A bit of background here. Ten years of supporting Mansfield Town home and away before giving up on them had left me with a rather peevish sense that I’d paid my debt to society, and now deserved some solid success. Making the play-offs of League Two (otherwise known as the fourth division) didn’t count as solid or any other type of success. So for English purposes I switched my affections to Manchester United and, while not getting as emotionally involved as with the Stags, generally wanted them to win and was annoyed when they didn’t.
Here in Turin the options are clearer – it’s Juventus or Torino. OK, some people support the odd Milan team or Napoli, but these are eccentrics in a city divided into two. It should have been an obvious choice, but after my decade as a Stagsman I was instinctively inclined to the underdog. There were practical reasons too. Torino’s Stadio Olimpico is just a few minutes from the city centre, it’s easier to get to, no problem buying a ticket, and cheaper too, especially since they were in Serie B when I arrived.
There was a history, too. I hadn’t done any research at the time, but later learned that the ‘Grande Torino’ team of the late 1940s – reputedly the best in the world – won Serie A five times in a row, provided ten elevenths of the Italian national team and was tragically wiped out in an air crash just outside the city, a disaster that still resonates with the population of Turin today.
Getting a ticket was a bit different from turning up at Field Mill on a Saturday afternoon with ten minutes to spare, waving £8 at the turnstile-keeper and taking your pick of seats. Italian bureaucracy (more of this another time) involves providing just about every personal detail you possess, passport, address, the lot. And then displaying it all again on the day if you took the precaution of buying your ticket in advance. As it happened, I needn’t have bothered with the advance purchase bit. When I arrived about half an hour before kick-off, the stadium was more or less attractively empty.

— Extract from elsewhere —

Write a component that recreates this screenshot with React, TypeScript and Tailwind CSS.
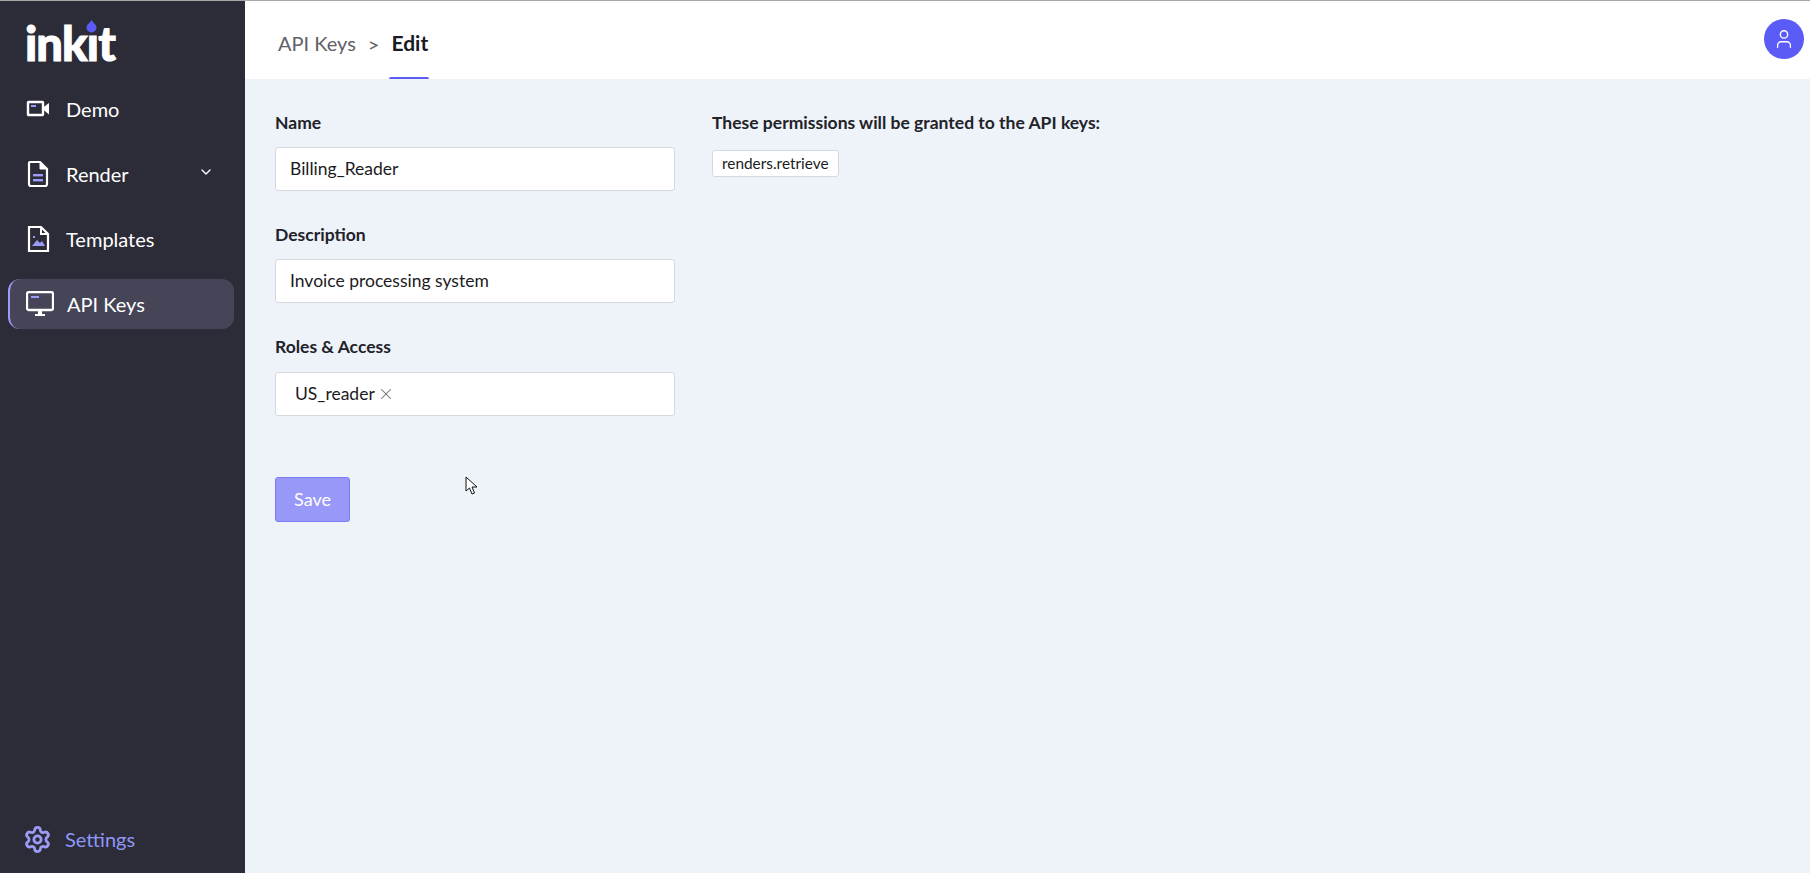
import { ChevronDown, Settings, User, X } from "lucide-react";

const font = { fontFamily: "Lato, sans-serif" };

function VideoIcon() {
  return (
    <svg width="24" height="24" viewBox="0 0 24 24" fill="none">
      <rect x="2" y="5" width="15" height="13" stroke="white" strokeWidth="2.4" rx="0.5" />
      <rect x="5" y="8" width="5" height="2" fill="#9c9cf8" />
      <path d="M17 10.5 L23 6 V17.5 L17 12.5 Z" fill="white" />
    </svg>
  );
}

function DocIcon() {
  return (
    <svg width="24" height="28" viewBox="0 0 24 28" fill="none">
      <path d="M4 2 H14 L21 9 V24 Q21 26 19 26 H5 Q3 26 3 24 V3 Q3 2 4 2 Z" stroke="white" strokeWidth="2.2" />
      <path d="M14 2 V9 H21" fill="white" stroke="white" strokeWidth="1" />
      <rect x="7" y="14" width="10" height="2.4" fill="#9c9cf8" />
      <rect x="7" y="19" width="10" height="2.4" fill="#9c9cf8" />
    </svg>
  );
}

function ImageDocIcon() {
  return (
    <svg width="24" height="28" viewBox="0 0 24 28" fill="none">
      <path d="M3 2 H15 L22 9 V26 H3 Z" stroke="white" strokeWidth="2.2" />
      <path d="M15 2 V9 H22" stroke="white" strokeWidth="2" />
      <rect x="7" y="11" width="2" height="2" fill="#9c9cf8" />
      <path d="M6 21 L11 15 L14 18 L16 16 L19 21 Z" fill="#9c9cf8" />
    </svg>
  );
}

function MonitorIcon() {
  return (
    <svg width="28" height="26" viewBox="0 0 28 26" fill="none">
      <rect x="1" y="1" width="26" height="18" rx="2" stroke="white" strokeWidth="2.3" />
      <rect x="5" y="5" width="8" height="2" fill="#9c9cf8" />
      <rect x="12" y="20" width="4" height="3" fill="white" />
      <rect x="9" y="23" width="10" height="2" fill="white" />
    </svg>
  );
}

function Logo() {
  return (
    <div className="relative ml-[25px] h-[46px] w-[94px]">
      <span className="block text-[47px] leading-[46px] font-black tracking-[-0.9px] text-white [-webkit-text-stroke:1px_white]">
        inkit
      </span>
      {/* droplet sits where the second i has its dot */}
      <svg className="absolute top-0 left-[60px]" width="13" height="14" viewBox="0 0 13 14">
        <rect width="13" height="14" fill="#2c2b38" />
        <path d="M6.5 0 C8 3 11.5 4.5 11.5 7.5 A5 5 0 0 1 1.5 7.5 C1.5 4.5 5 3 6.5 0 Z" fill="#5b5bf6" />
      </svg>
    </div>
  );
}

function NavItem({ icon, label, active, chevron }: { icon: React.ReactNode; label: string; active?: boolean; chevron?: boolean }) {
  return (
    <div
      className={`mr-[11px] ml-2 flex h-[50px] items-center rounded-xl pr-5 text-[20px] text-white ${
        active ? "border-l-2 border-[#9c9cf8] bg-[#454557] pl-4" : "pl-[18px]"
      }`}
    >
      <span className={`flex shrink-0 items-center ${active ? "w-[41px]" : "w-[40px]"}`}>{icon}</span>
      <span className="flex-1">{label}</span>
      {chevron && <ChevronDown size={16} strokeWidth={2} className="mb-1 text-white" />}
    </div>
  );
}

function Field({ label, value }: { label: string; value: string }) {
  return (
    <div className="mb-[30px]">
      <p className="mb-[11px] pt-[1px] text-[17.5px] leading-[26px] font-bold text-[#222228]">{label}</p>
      <div className="flex h-[44px] w-[400px] items-center rounded-[3px] border border-[#d6d8e0] bg-white px-[14px] text-[17.5px] text-[#1b1b22]">
        {value}
      </div>
    </div>
  );
}

export default function App() {
  return (
    <div className="flex h-[873px] w-[1810px] overflow-hidden border-t border-[#a8a8a8] bg-[#eef2f9]" style={font}>
      <aside className="flex w-[245px] shrink-0 flex-col bg-[#2c2b38] pt-[19px] pb-[9px]">
        <Logo />
        <nav className="mt-[18px] flex flex-col gap-[15px]">
          <NavItem icon={<VideoIcon />} label="Demo" />
          <NavItem icon={<DocIcon />} label="Render" chevron />
          <NavItem icon={<ImageDocIcon />} label="Templates" />
          <NavItem icon={<MonitorIcon />} label="API Keys" active />
        </nav>
        <div className="mt-auto flex h-[50px] items-center pl-[23px] text-[20px] text-[#8f97f5]">
          <Settings size={29} strokeWidth={2.3} className="mr-[13px] text-[#9c9cf8]" />
          Settings
        </div>
      </aside>

      <div className="flex flex-1 flex-col">
        <header className="flex h-[78px] items-center bg-white pr-[6px] pl-[33px]">
          <span className="pt-[6px] text-[20px] text-[#5f6068]">API Keys</span>
          <span className="mx-[12px] pt-[8px] text-[20px] text-[#5f6068]">&gt;</span>
          <span className="relative flex h-full items-center pt-[6px] text-[21px] font-bold text-[#1a1a24]">
            Edit
            <span className="absolute right-[-1px] bottom-0 left-[-2px] h-[2px] rounded-t bg-[#5b5bf6]" />
          </span>
          <span className="mb-[2px] ml-auto flex h-10 w-10 items-center justify-center rounded-full bg-[#5b5bf6]">
            <User size={22} strokeWidth={1.5} className="text-white" />
          </span>
        </header>

        <main className="flex gap-[37px] px-[30px] pt-[30px]">
          <div>
            <Field label="Name" value="Billing_Reader" />
            <Field label="Description" value="Invoice processing system" />
            <div>
              <p className="mb-[12px] pt-[1px] text-[17.5px] leading-[26px] font-bold text-[#222228]">Roles &amp; Access</p>
              <div className="flex h-[44px] w-[400px] items-center rounded-[3px] border border-[#d6d8e0] bg-white pl-[19px] text-[17.5px] text-[#1b1b22]">
                US_reader
                <X size={18} strokeWidth={1.4} className="ml-[2px] text-[#6d6d78]" />
              </div>
            </div>
            <button className="mt-[61px] h-[45px] w-[75px] rounded-[3px] border border-[#7c7cf5] bg-[#9898f8] text-[18px] text-white">
              Save
            </button>
          </div>
          <div>
            <p className="pt-[1px] text-[17.5px] leading-[26px] font-bold text-[#222228]">These permissions will be granted to the API keys:</p>
            <span className="mt-[14px] inline-block rounded-[3px] border border-[#d6d8e0] bg-white px-[9px] text-[15.4px] leading-[25px] text-[#1b1b22]">
              renders.retrieve
            </span>
          </div>
        </main>
      </div>

      {/* mouse pointer caught in the capture */}
      <svg className="absolute top-[476px] left-[465px]" width="14" height="20" viewBox="0 0 14 20">
        <path d="M1 1 V15 L4.5 12 L7 18 L9.5 17 L7 11 H12 Z" fill="white" stroke="#111" strokeWidth="1" />
      </svg>
    </div>
  );
}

The ground is a step up from Field Mill, definitely, but is blighted by that oval seating arrangement which, like the old Stamford Bridge of the 60s, places the most dedicated fans at opposite ends farthest away from the action, separated from the pitch by a decommissioned race-track. Something to do with the Olympics, I think.
When I made the decision to go to this game, I didn’t even know Torino’s position in the league. I found a Serie A table, but they weren’t there. Must be some mistake. But no, a visit to the club’s website clearly showed them sitting comfortably at the top of Serie B. In a way, this was a relief, as I was more likely to see a victory and, this being April, something was probably at stake.
I knew none of the players but enjoyed the announcement of the squad at ten to three. The away team (on this occasion the not-very-mighty Gubbio) are given a surly, rapid, surname-only introduction. By contrast, when it’s time to announce Il Toro, the announcer suddenly brightens up (actually, make that ‘goes crazy’) announcing players’ first names only for the crowd to yell the rest. The biggest cheers came for our number six Angelo Ogbonna (a rare Serie B Italian international) and local hero, number nine Rolando Bianchi. The accompanying pictures were helpful, with ancient coach Giampiero Ventura looking like a cross between my old Mansfield gaffer Andy King and a bloodhound. (Try to ignore the genealogical implications of that union.) I was intrigued to see what Juan Ignacio Surraco and Cristian Pasquato could do, and felt that the name Francesco Benussi carried a bit more of a ring to it than his erstwhile Mansfield counterpart between the posts Kevin Pilkington. Anyway, let the action begin.
Ogbonna was immediately impressive as centre-back, reminding me, with his effortless style, poise on the ball and plentiful time, of Bobby Moore – the way he always looked up and around, instead of down, and the stylish ease with which he dispatched the ball. Bianchi had been short of goals recently and missed a sitter right in front of me but, willed on by the crowd, bagged a brace (football cliché alert – that’s two goals). Surraco and Pasquato answered my question by both scoring, the remaining two goals in a 6-0 drubbing (clicheville again) coming from Mirko Antenucci.
I congratulated myself on my wise investment of 15 euros, and decided to go again. Slight problem. Without yet realising it, I was hooked. ‘Again’ was Reggina. 1-0 to us. You see, now it’s ‘us’. And again. 2-1 against Crotone. And again. 3-1 versus Padova. Yet again. We trounced (ouch!) Sassuolo 3-0. Which brings us to the final game of the season. And for the first time I couldn’t buy that easy-to-get, dead-cheap, oh-so-convenient ticket. The game was sold out, and I had to watch in a pub. 2-0 against Modena and we’re up. I didn’t even know about the parade through the city so didn’t turn up. Determined never to miss out again I decided to invest in a season ticket for our return to Serie A. Should be simple. In Italy? Well, that’s another story.
So that’s why. Actually it was quite a long answer, wasn’t it?